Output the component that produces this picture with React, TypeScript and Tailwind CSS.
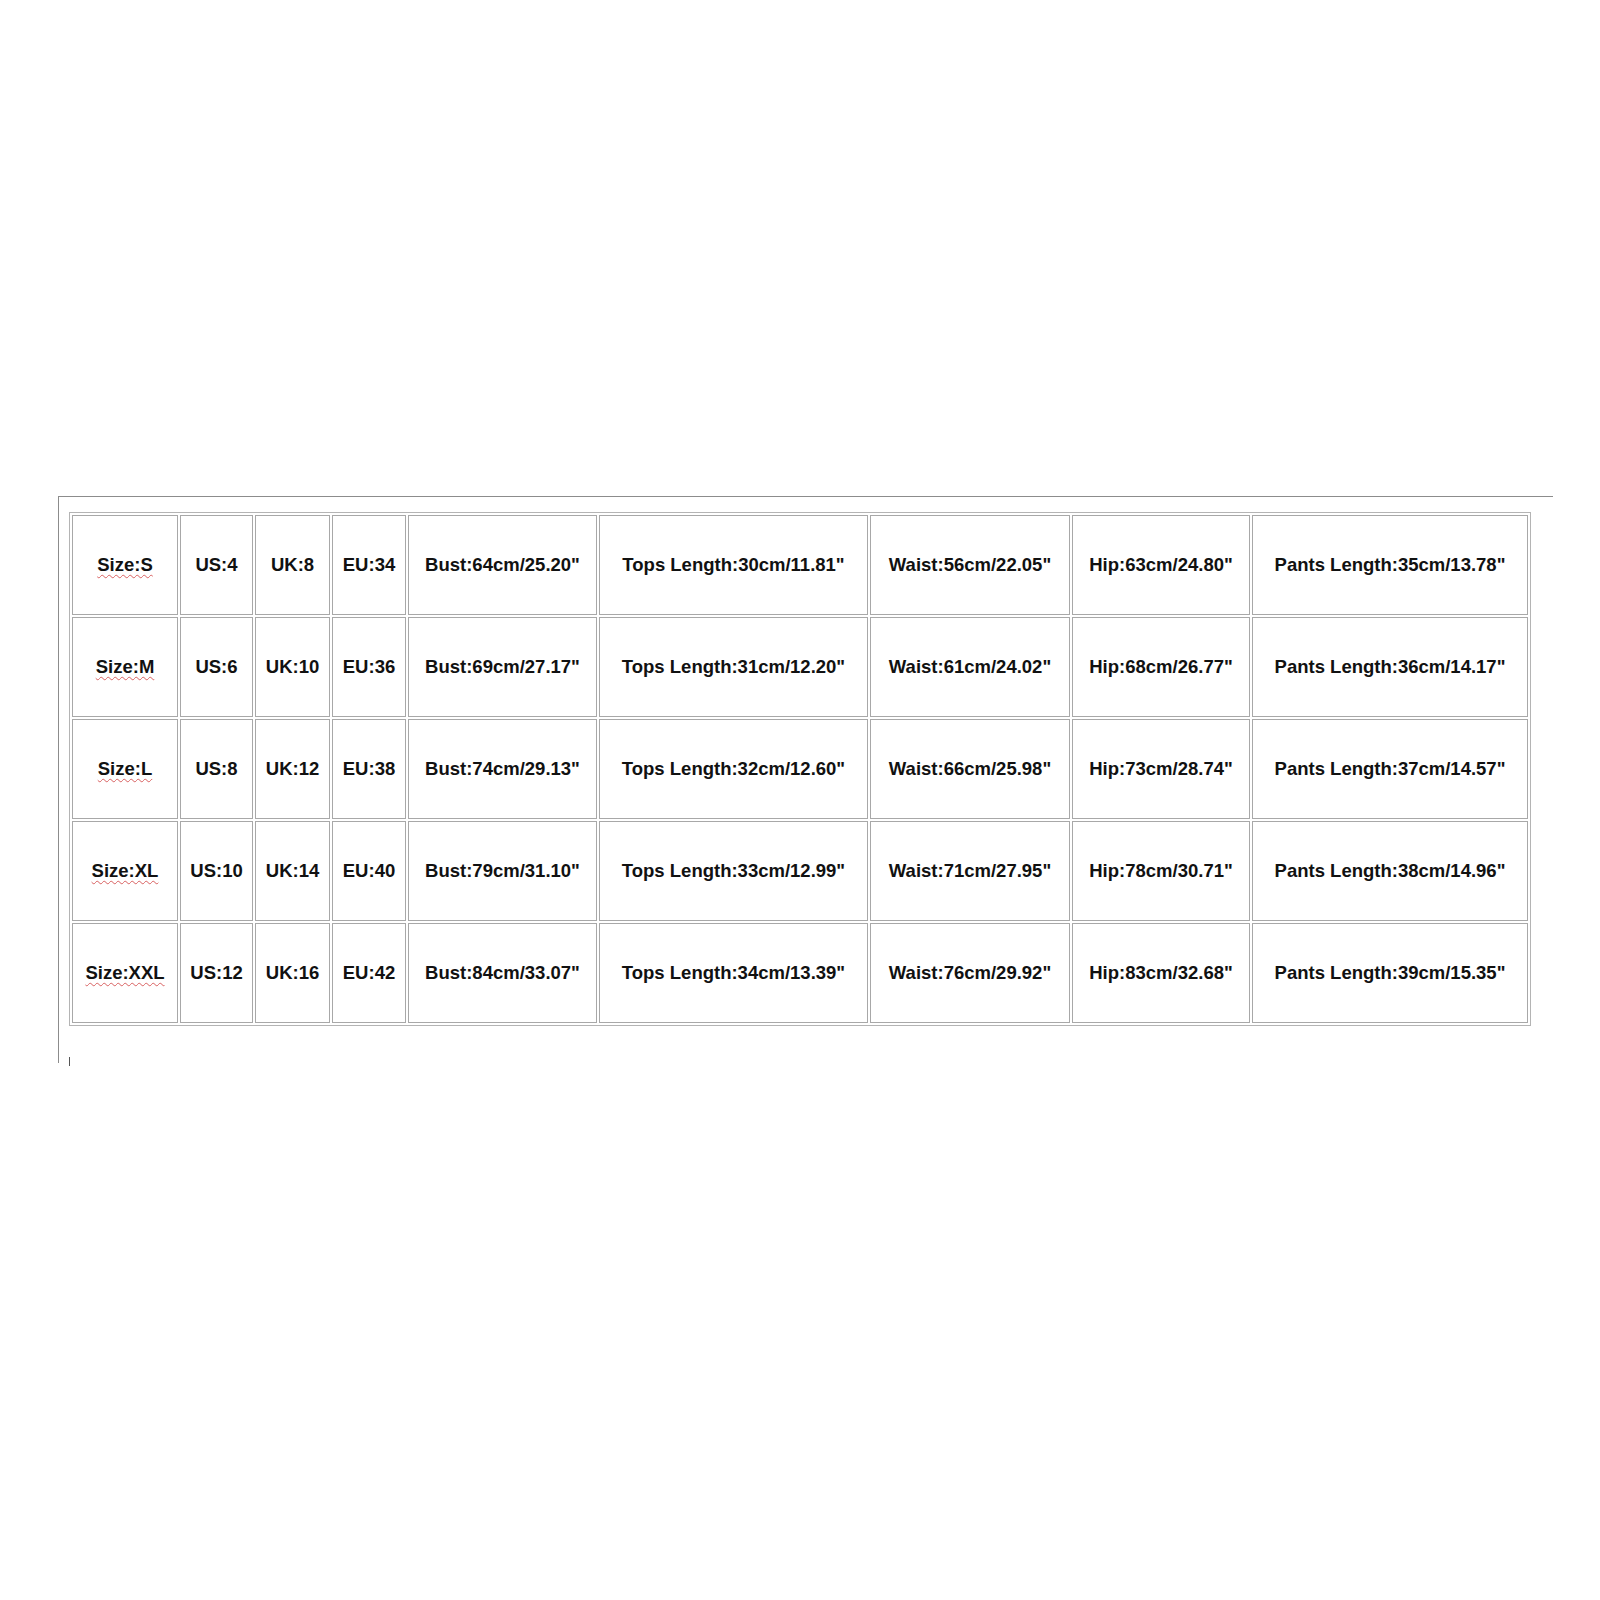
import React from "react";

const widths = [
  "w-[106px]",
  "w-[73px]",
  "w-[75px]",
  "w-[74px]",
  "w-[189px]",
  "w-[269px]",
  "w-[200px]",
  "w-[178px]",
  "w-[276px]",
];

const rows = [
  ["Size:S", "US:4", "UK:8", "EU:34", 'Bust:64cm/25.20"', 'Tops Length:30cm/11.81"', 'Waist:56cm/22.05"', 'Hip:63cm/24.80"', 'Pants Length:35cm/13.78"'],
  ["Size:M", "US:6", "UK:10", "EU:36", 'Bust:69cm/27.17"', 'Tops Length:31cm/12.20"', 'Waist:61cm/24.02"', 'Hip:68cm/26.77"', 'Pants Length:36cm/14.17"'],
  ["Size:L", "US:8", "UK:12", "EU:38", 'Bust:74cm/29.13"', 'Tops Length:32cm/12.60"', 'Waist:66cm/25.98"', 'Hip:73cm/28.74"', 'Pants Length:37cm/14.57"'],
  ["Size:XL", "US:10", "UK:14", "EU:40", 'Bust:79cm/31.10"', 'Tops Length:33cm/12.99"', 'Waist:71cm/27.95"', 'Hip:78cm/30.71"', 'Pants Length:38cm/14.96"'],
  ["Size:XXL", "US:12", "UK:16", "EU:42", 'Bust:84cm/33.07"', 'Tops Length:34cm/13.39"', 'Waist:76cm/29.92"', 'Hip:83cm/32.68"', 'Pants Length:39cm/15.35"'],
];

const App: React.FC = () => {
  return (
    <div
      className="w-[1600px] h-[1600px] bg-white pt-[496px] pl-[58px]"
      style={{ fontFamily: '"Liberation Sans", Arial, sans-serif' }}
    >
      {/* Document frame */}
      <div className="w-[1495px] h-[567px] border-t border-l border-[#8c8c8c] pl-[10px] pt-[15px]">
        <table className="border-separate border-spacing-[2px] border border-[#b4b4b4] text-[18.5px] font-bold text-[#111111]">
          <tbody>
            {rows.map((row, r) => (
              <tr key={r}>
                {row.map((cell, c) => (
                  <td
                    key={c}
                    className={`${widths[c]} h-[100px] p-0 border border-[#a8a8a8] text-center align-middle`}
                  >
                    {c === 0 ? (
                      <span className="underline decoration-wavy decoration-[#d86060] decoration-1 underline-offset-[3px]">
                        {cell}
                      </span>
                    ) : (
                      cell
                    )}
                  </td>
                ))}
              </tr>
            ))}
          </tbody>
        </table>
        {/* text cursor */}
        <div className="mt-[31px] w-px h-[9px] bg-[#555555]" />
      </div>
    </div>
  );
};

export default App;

--

GIVEN TASK: Reproduce the whole listing word for word, setting aside any pictures.

FINAL RESULT:
Output the component that produces this picture with React, TypeScript and Tailwind CSS.
import React from "react";

const widths = [
  "w-[106px]",
  "w-[73px]",
  "w-[75px]",
  "w-[74px]",
  "w-[189px]",
  "w-[269px]",
  "w-[200px]",
  "w-[178px]",
  "w-[276px]",
];

const rows = [
  ["Size:S", "US:4", "UK:8", "EU:34", 'Bust:64cm/25.20"', 'Tops Length:30cm/11.81"', 'Waist:56cm/22.05"', 'Hip:63cm/24.80"', 'Pants Length:35cm/13.78"'],
  ["Size:M", "US:6", "UK:10", "EU:36", 'Bust:69cm/27.17"', 'Tops Length:31cm/12.20"', 'Waist:61cm/24.02"', 'Hip:68cm/26.77"', 'Pants Length:36cm/14.17"'],
  ["Size:L", "US:8", "UK:12", "EU:38", 'Bust:74cm/29.13"', 'Tops Length:32cm/12.60"', 'Waist:66cm/25.98"', 'Hip:73cm/28.74"', 'Pants Length:37cm/14.57"'],
  ["Size:XL", "US:10", "UK:14", "EU:40", 'Bust:79cm/31.10"', 'Tops Length:33cm/12.99"', 'Waist:71cm/27.95"', 'Hip:78cm/30.71"', 'Pants Length:38cm/14.96"'],
  ["Size:XXL", "US:12", "UK:16", "EU:42", 'Bust:84cm/33.07"', 'Tops Length:34cm/13.39"', 'Waist:76cm/29.92"', 'Hip:83cm/32.68"', 'Pants Length:39cm/15.35"'],
];

const App: React.FC = () => {
  return (
    <div
      className="w-[1600px] h-[1600px] bg-white pt-[496px] pl-[58px]"
      style={{ fontFamily: '"Liberation Sans", Arial, sans-serif' }}
    >
      {/* Document frame */}
      <div className="w-[1495px] h-[567px] border-t border-l border-[#8c8c8c] pl-[10px] pt-[15px]">
        <table className="border-separate border-spacing-[2px] border border-[#b4b4b4] text-[18.5px] font-bold text-[#111111]">
          <tbody>
            {rows.map((row, r) => (
              <tr key={r}>
                {row.map((cell, c) => (
                  <td
                    key={c}
                    className={`${widths[c]} h-[100px] p-0 border border-[#a8a8a8] text-center align-middle`}
                  >
                    {c === 0 ? (
                      <span className="underline decoration-wavy decoration-[#d86060] decoration-1 underline-offset-[3px]">
                        {cell}
                      </span>
                    ) : (
                      cell
                    )}
                  </td>
                ))}
              </tr>
            ))}
          </tbody>
        </table>
        {/* text cursor */}
        <div className="mt-[31px] w-px h-[9px] bg-[#555555]" />
      </div>
    </div>
  );
};

export default App;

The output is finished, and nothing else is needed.